Je n’avais jamais eu du mal à me séparer d’un personnage jusque-là. Quand on a des enfants et des animaux, le quotidien reprend vite ses droits. Il m’arrivait simplement d’éprouver la nostalgie de la fin d’une aventure avec l’arrêt d’un tournage. Les choses ont été plus difficiles cette fois-ci. J’ai regardé beaucoup d’interviews de mon père pour le film. J’y retrouve des bouts de notre vie. Quand elle vivait encore, je pouvais appeler ma sœur Barbara pour partager avec elle des souvenirs et lui poser des questions sur notre père. Barbara avait une très bonne mémoire et elle était une merveilleuse conteuse. Là, dès que je trouvais une photo ou une parole de mon père, j’avais un prétexte pour la partager avec Christophe. Je pouvais penser à mon père sans tristesse et parler de lui sans être lourde ou prétentieuse. Je ressentais moins ce manque énorme qui m’habite depuis sa mort. Tout le film a été joyeux, malgré la ­question ­centrale : comment développe-t-on notre lien avec des êtres que l’on a perdus ? On ne peut pas faire revivre les morts, mais, là, mon père n’a jamais été aussi vivant.

«Le film ne traite pas de l’entre-soi, mais du plaisir» Fabrice Luchini

Dans «Marcello mio », Luchini joue Luchini. «Un ange gardien », dit Chiara.
Dans «Marcello mio », Luchini joue Luchini. «Un ange gardien », dit Chiara. © M. Rouge

Christophe Honoré a beaucoup de charme et il n’a pas eu à me convaincre de tourner dans «Marcello mio». Une nuit, j’ai vu son film «Chambre 212» et je lui ai écrit pour lui faire part de mon admiration. Quelque temps plus tard, il m’a appelé pour «Marcello mio ». Le film ne traite pas de l’entre-soi, mais du plaisir. J’ai été touché par l’atmosphère d’indulgence qui y règne. « Marcello mio » est raffiné, aimant, absolument pas intellectuel. Tout y est prétexte à comédie.

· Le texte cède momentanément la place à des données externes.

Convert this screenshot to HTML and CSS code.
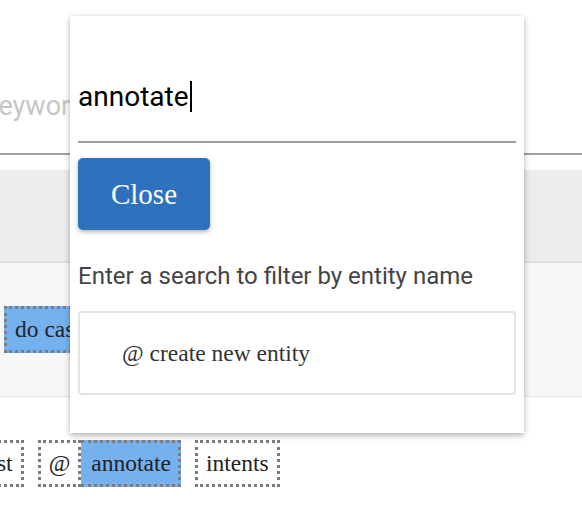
FILE: index.html
```html
<!DOCTYPE html>
<html lang="en">
<head>
<meta charset="utf-8">
<title>Entity picker</title>
<link rel="stylesheet" href="styles.css">
</head>
<body>
<div class="page">
  <div class="search"><span class="search-text">keywords</span></div>
  <div class="band"></div>
  <div class="rows">
    <span class="tag tag-sel">do case search</span>
  </div>
  <div class="tokens">
    <span class="tag tag-gap">test</span>
    <span class="tag tag-at">@</span>
    <span class="tag tag-sel tag-joined tag-gap">annotate</span>
    <span class="tag">intents</span>
  </div>
</div>

<div class="picker">
  <div class="picker-input"><span class="picker-value">annotate</span><span class="caret"></span></div>
  <button class="close-btn" type="button">Close</button>
  <p class="hint">Enter a search to filter by entity name</p>
  <div class="option">@ create new entity</div>
</div>
</body>
</html>
```

FILE: styles.css
```css
html, body {
  margin: 0;
  padding: 0;
  background: #ffffff;
  overflow: hidden;
}

body {
  width: 582px;
  height: 508px;
  position: relative;
  font-family: "Liberation Serif", "Times New Roman", serif;
}

.page {
  display: flex;
  flex-direction: column;
}

.search {
  padding: 91px 0 32px 0;
  border-bottom: 2px solid #a0a0a0;
  font-family: Roboto, "Liberation Sans", sans-serif;
  font-size: 27px;
  line-height: 30px;
  color: #c6c6c6;
  white-space: nowrap;
}

.search-text {
  display: inline-block;
  margin-left: -15px;
}

.band {
  margin-top: 15px;
  height: 91px;
  background: #ececec;
  border-bottom: 2px solid #dedede;
}

.rows {
  height: 133px;
  background: #f7f7f7;
  border-bottom: 1px solid #e4e4e4;
  display: flex;
  align-items: center;
  padding-left: 4px;
  white-space: nowrap;
}

.tag {
  display: inline-block;
  border: 3px dotted #7c7c7c;
  padding: 7px 8px;
  font-size: 23.5px;
  line-height: 27px;
  color: #222222;
  white-space: nowrap;
  background: #ffffff;
}

.tag-sel {
  background: #75b1ee;
}

.tokens {
  margin-top: 43px;
  margin-left: -31px;
  display: flex;
}

.tag-gap {
  margin-right: 14px;
}

.tag-joined {
  border-left: none;
  padding-left: 10px;
  padding-right: 7px;
}

/* overlay picker */
.picker {
  position: absolute;
  left: 70px;
  top: 16px;
  width: 454px;
  height: 417px;
  box-sizing: border-box;
  padding: 0 8px;
  background: #ffffff;
  box-shadow: 0 3px 6px rgba(0, 0, 0, 0.24), 0 0 5px rgba(0, 0, 0, 0.10);
  display: flex;
  flex-direction: column;
  align-items: flex-start;
}

.picker-input {
  align-self: stretch;
  padding: 64px 0 28px 0;
  border-bottom: 2px solid #9e9e9e;
  font-family: Roboto, "Liberation Sans", sans-serif;
  font-size: 28px;
  line-height: 33px;
  color: #000000;
  display: flex;
  align-items: center;
}

.caret {
  display: inline-block;
  width: 2px;
  height: 31px;
  margin-left: 1px;
  background: #000000;
}

.close-btn {
  margin-top: 15px;
  width: 132px;
  height: 72px;
  border: none;
  border-radius: 5px;
  background: #2e72be;
  color: #ffffff;
  font-family: "Liberation Serif", "Times New Roman", serif;
  font-size: 29px;
  box-shadow: 0 2px 4px rgba(0, 0, 0, 0.3);
  padding: 0;
}

.hint {
  margin: 32px 0 0 0;
  font-family: Roboto, "Liberation Sans", sans-serif;
  font-size: 24px;
  line-height: 28px;
  color: #444444;
}

.option {
  margin-top: 21px;
  align-self: stretch;
  height: 84px;
  box-sizing: border-box;
  border: 2px solid #e2e2e2;
  border-radius: 4px;
  padding-left: 42px;
  display: flex;
  align-items: center;
  font-size: 23.5px;
  color: #333333;
}
```
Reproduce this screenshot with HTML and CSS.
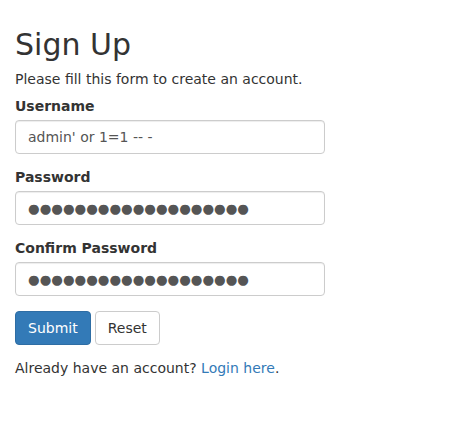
FILE: index.html
```html
<!DOCTYPE html>
<html>
<head>
<meta charset="utf-8">
<title>Sign Up</title>
<link rel="stylesheet" href="styles.css">
</head>
<body>
<div class="wrapper">
  <h2 class="title">Sign Up</h2>
  <p class="intro">Please fill this form to create an account.</p>
  <form class="form">
    <div class="form-group">
      <label class="label">Username</label>
      <input type="text" class="form-control" value="admin' or 1=1 -- -">
    </div>
    <div class="form-group">
      <label class="label">Password</label>
      <input type="text" class="form-control masked" value="●●●●●●●●●●●●●●●●●●●">
    </div>
    <div class="form-group">
      <label class="label">Confirm Password</label>
      <input type="text" class="form-control masked" value="●●●●●●●●●●●●●●●●●●●">
    </div>
    <div class="form-group actions">
      <input type="submit" class="btn btn-primary" value="Submit">
      <input type="reset" class="btn btn-default" value="Reset">
    </div>
    <p class="footer">Already have an account? <a class="link" href="#">Login here</a>.</p>
  </form>
</div>
</body>
</html>
```
FILE: styles.css
```css
html, body {
  margin: 0;
  padding: 0;
  background: #fff;
}
body {
  font-family: "DejaVu Sans", sans-serif;
  font-size: 14px;
  line-height: 17px;
  color: #333;
}
.wrapper {
  width: 310px;
  padding: 8px 15px;
}
.title {
  font-size: 30px;
  font-weight: 500;
  line-height: 33px;
  margin: 20px 0 10px;
}
.intro {
  margin: 0 0 10px;
}
.form {
  margin: 0;
}
.form-group {
  margin-bottom: 15px;
}
.label {
  display: block;
  font-weight: bold;
  margin-bottom: 5px;
}
.form-control {
  display: block;
  box-sizing: border-box;
  width: 100%;
  height: 34px;
  margin: 0;
  padding: 6px 12px;
  font-family: "DejaVu Sans", sans-serif;
  font-size: 14px;
  color: #555;
  background: #fff;
  border: 1px solid #ccc;
  border-radius: 4px;
  box-shadow: inset 0 1px 1px rgba(0,0,0,.075);
  outline: none;
}
.masked {
  font-size: 13.333px;
}
.actions {
  display: flex;
  gap: 4px;
}
.btn {
  box-sizing: border-box;
  height: 34px;
  margin: 0;
  padding: 6px 12px;
  font-family: "DejaVu Sans", sans-serif;
  font-size: 14px;
  line-height: 20px;
  border: 1px solid transparent;
  border-radius: 4px;
  cursor: pointer;
}
.btn-primary {
  color: #fff;
  background: #337ab7;
  border-color: #2e6da4;
}
.btn-default {
  color: #333;
  background: #fff;
  border-color: #ccc;
}
.footer {
  margin: 0;
}
.link {
  color: #337ab7;
  text-decoration: none;
}
```
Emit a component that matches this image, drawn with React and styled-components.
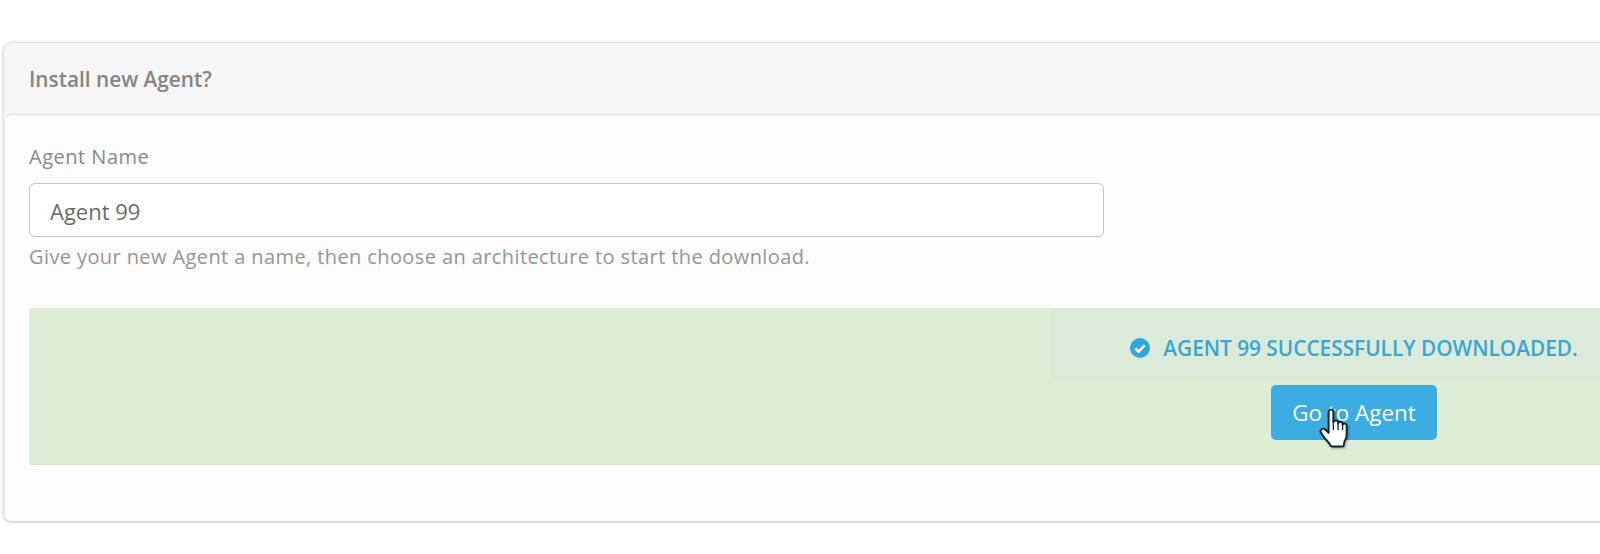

Qu’est-ce que le réalisateur a capturé de moi pour mon personnage? Je n’ai pas de moi-même l’image d’un ami idéal. On a tendance à se juger sévèrement. On peut dire que l’on est « une merde », avec un plaisir masochiste, sans que cela soit un acte d’humilité. On peut passer quarante ans sur un divan à expliquer que l’on est « une merde » et donc à parler de soi encore et encore. Le talent de certains créateurs est d’éclairer des parties de soi que l’on ignorait.

J’ai aimé chacun des acteurs, même Benjamin Biolay, alors que sa pensée progressiste n’est pas la mienne. Je suis trop âgé et pessimiste pour croire à toutes ces lubies. J’ai retrouvé Catherine Deneuve, avec qui j’avais tourné dans «Potiche ». Je l’adore. Elle est une extraordinaire actrice, avec une immense intelligence. Elle est reliée à elle-même. «Moi, je suis intact », écrit Rimbaud. Catherine Deneuve est restée intacte. Propos recueillis par M.-L.D.